*Short problem*. Transcribe the material exactly. Images do not belong in the copy.

*Material*.
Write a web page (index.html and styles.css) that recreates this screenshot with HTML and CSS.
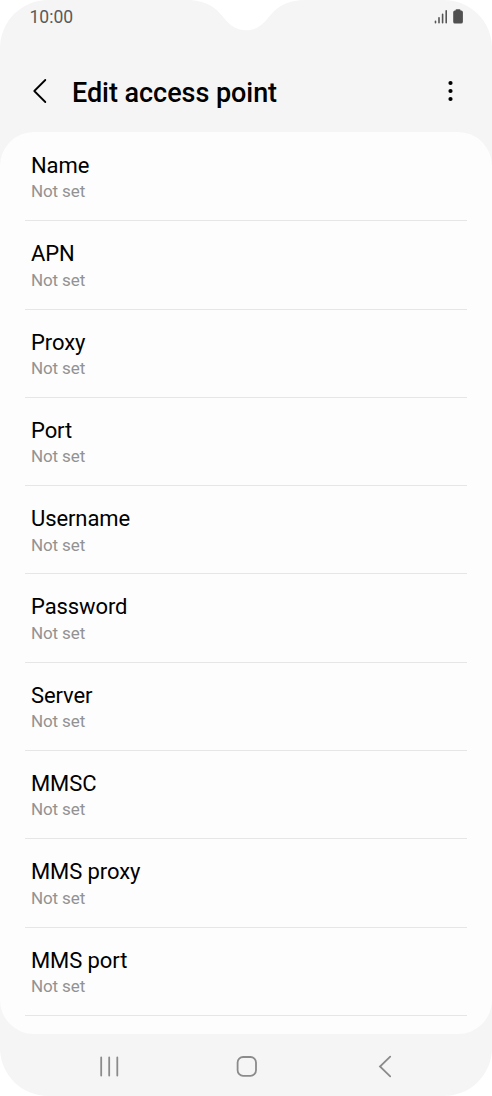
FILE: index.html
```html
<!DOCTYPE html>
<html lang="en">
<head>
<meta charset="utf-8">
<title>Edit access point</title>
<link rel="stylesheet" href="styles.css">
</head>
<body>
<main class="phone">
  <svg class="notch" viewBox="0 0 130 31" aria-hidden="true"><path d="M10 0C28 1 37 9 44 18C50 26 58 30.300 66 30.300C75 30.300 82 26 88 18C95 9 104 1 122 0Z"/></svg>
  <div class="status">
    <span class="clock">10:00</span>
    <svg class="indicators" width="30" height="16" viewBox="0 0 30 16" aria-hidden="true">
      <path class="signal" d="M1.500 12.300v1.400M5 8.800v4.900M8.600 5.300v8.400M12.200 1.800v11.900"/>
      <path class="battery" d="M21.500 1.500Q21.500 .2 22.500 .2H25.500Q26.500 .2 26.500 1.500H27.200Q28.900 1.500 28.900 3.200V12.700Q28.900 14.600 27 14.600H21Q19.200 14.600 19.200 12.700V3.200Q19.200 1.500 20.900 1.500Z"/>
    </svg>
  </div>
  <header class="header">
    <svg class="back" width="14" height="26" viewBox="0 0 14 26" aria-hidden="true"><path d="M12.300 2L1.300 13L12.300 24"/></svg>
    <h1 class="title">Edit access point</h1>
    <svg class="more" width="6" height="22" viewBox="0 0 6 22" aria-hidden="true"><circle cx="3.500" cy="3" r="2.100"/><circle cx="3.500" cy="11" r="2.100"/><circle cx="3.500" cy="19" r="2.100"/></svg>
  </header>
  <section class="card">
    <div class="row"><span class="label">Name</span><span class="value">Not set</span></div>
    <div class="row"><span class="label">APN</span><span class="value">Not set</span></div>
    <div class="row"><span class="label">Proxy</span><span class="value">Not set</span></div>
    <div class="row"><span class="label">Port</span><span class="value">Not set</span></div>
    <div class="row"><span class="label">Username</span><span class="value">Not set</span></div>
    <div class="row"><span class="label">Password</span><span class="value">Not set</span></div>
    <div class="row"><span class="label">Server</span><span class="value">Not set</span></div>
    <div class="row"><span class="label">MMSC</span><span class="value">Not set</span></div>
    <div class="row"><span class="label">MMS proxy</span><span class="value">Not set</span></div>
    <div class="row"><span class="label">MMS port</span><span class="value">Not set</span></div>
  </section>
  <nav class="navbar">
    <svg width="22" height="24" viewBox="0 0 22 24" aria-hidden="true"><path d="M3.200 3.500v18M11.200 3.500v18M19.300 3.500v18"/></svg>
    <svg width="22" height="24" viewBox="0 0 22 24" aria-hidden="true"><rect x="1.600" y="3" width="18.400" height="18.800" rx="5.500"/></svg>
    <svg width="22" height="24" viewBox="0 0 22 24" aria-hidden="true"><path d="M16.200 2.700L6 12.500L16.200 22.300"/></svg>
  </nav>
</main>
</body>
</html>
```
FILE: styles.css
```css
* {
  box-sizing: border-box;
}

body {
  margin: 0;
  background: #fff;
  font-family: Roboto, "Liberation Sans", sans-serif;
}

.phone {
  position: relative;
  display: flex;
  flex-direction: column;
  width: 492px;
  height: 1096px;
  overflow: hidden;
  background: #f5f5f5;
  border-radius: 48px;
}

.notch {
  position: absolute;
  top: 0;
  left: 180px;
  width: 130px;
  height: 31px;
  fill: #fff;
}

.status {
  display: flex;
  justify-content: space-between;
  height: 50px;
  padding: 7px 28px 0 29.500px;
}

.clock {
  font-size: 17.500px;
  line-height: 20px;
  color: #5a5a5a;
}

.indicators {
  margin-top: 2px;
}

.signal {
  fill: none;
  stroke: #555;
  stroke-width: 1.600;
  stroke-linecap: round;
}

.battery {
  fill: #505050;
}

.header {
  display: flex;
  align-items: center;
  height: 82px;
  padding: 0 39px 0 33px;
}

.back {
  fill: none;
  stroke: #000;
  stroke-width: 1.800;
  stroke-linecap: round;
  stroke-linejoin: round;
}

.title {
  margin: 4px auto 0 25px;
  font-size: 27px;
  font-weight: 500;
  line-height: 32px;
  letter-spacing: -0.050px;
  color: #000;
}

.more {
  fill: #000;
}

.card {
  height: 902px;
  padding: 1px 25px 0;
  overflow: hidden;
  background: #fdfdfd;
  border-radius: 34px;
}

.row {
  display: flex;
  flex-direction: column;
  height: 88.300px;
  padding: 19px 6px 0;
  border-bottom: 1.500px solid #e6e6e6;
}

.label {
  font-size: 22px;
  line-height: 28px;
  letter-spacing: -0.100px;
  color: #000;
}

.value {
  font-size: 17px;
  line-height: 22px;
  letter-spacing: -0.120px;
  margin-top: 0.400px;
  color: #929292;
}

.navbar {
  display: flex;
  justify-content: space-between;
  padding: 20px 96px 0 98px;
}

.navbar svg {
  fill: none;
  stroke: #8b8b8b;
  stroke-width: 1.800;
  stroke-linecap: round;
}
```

*Solution for this task*.
Write a web page (index.html and styles.css) that recreates this screenshot with HTML and CSS.
FILE: index.html
```html
<!DOCTYPE html>
<html lang="en">
<head>
<meta charset="utf-8">
<title>Edit access point</title>
<link rel="stylesheet" href="styles.css">
</head>
<body>
<main class="phone">
  <svg class="notch" viewBox="0 0 130 31" aria-hidden="true"><path d="M10 0C28 1 37 9 44 18C50 26 58 30.300 66 30.300C75 30.300 82 26 88 18C95 9 104 1 122 0Z"/></svg>
  <div class="status">
    <span class="clock">10:00</span>
    <svg class="indicators" width="30" height="16" viewBox="0 0 30 16" aria-hidden="true">
      <path class="signal" d="M1.500 12.300v1.400M5 8.800v4.900M8.600 5.300v8.400M12.200 1.800v11.900"/>
      <path class="battery" d="M21.500 1.500Q21.500 .2 22.500 .2H25.500Q26.500 .2 26.500 1.500H27.200Q28.900 1.500 28.900 3.200V12.700Q28.900 14.600 27 14.600H21Q19.200 14.600 19.200 12.700V3.200Q19.200 1.500 20.900 1.500Z"/>
    </svg>
  </div>
  <header class="header">
    <svg class="back" width="14" height="26" viewBox="0 0 14 26" aria-hidden="true"><path d="M12.300 2L1.300 13L12.300 24"/></svg>
    <h1 class="title">Edit access point</h1>
    <svg class="more" width="6" height="22" viewBox="0 0 6 22" aria-hidden="true"><circle cx="3.500" cy="3" r="2.100"/><circle cx="3.500" cy="11" r="2.100"/><circle cx="3.500" cy="19" r="2.100"/></svg>
  </header>
  <section class="card">
    <div class="row"><span class="label">Name</span><span class="value">Not set</span></div>
    <div class="row"><span class="label">APN</span><span class="value">Not set</span></div>
    <div class="row"><span class="label">Proxy</span><span class="value">Not set</span></div>
    <div class="row"><span class="label">Port</span><span class="value">Not set</span></div>
    <div class="row"><span class="label">Username</span><span class="value">Not set</span></div>
    <div class="row"><span class="label">Password</span><span class="value">Not set</span></div>
    <div class="row"><span class="label">Server</span><span class="value">Not set</span></div>
    <div class="row"><span class="label">MMSC</span><span class="value">Not set</span></div>
    <div class="row"><span class="label">MMS proxy</span><span class="value">Not set</span></div>
    <div class="row"><span class="label">MMS port</span><span class="value">Not set</span></div>
  </section>
  <nav class="navbar">
    <svg width="22" height="24" viewBox="0 0 22 24" aria-hidden="true"><path d="M3.200 3.500v18M11.200 3.500v18M19.300 3.500v18"/></svg>
    <svg width="22" height="24" viewBox="0 0 22 24" aria-hidden="true"><rect x="1.600" y="3" width="18.400" height="18.800" rx="5.500"/></svg>
    <svg width="22" height="24" viewBox="0 0 22 24" aria-hidden="true"><path d="M16.200 2.700L6 12.500L16.200 22.300"/></svg>
  </nav>
</main>
</body>
</html>
```
FILE: styles.css
```css
* {
  box-sizing: border-box;
}

body {
  margin: 0;
  background: #fff;
  font-family: Roboto, "Liberation Sans", sans-serif;
}

.phone {
  position: relative;
  display: flex;
  flex-direction: column;
  width: 492px;
  height: 1096px;
  overflow: hidden;
  background: #f5f5f5;
  border-radius: 48px;
}

.notch {
  position: absolute;
  top: 0;
  left: 180px;
  width: 130px;
  height: 31px;
  fill: #fff;
}

.status {
  display: flex;
  justify-content: space-between;
  height: 50px;
  padding: 7px 28px 0 29.500px;
}

.clock {
  font-size: 17.500px;
  line-height: 20px;
  color: #5a5a5a;
}

.indicators {
  margin-top: 2px;
}

.signal {
  fill: none;
  stroke: #555;
  stroke-width: 1.600;
  stroke-linecap: round;
}

.battery {
  fill: #505050;
}

.header {
  display: flex;
  align-items: center;
  height: 82px;
  padding: 0 39px 0 33px;
}

.back {
  fill: none;
  stroke: #000;
  stroke-width: 1.800;
  stroke-linecap: round;
  stroke-linejoin: round;
}

.title {
  margin: 4px auto 0 25px;
  font-size: 27px;
  font-weight: 500;
  line-height: 32px;
  letter-spacing: -0.050px;
  color: #000;
}

.more {
  fill: #000;
}

.card {
  height: 902px;
  padding: 1px 25px 0;
  overflow: hidden;
  background: #fdfdfd;
  border-radius: 34px;
}

.row {
  display: flex;
  flex-direction: column;
  height: 88.300px;
  padding: 19px 6px 0;
  border-bottom: 1.500px solid #e6e6e6;
}

.label {
  font-size: 22px;
  line-height: 28px;
  letter-spacing: -0.100px;
  color: #000;
}

.value {
  font-size: 17px;
  line-height: 22px;
  letter-spacing: -0.120px;
  margin-top: 0.400px;
  color: #929292;
}

.navbar {
  display: flex;
  justify-content: space-between;
  padding: 20px 96px 0 98px;
}

.navbar svg {
  fill: none;
  stroke: #8b8b8b;
  stroke-width: 1.800;
  stroke-linecap: round;
}
```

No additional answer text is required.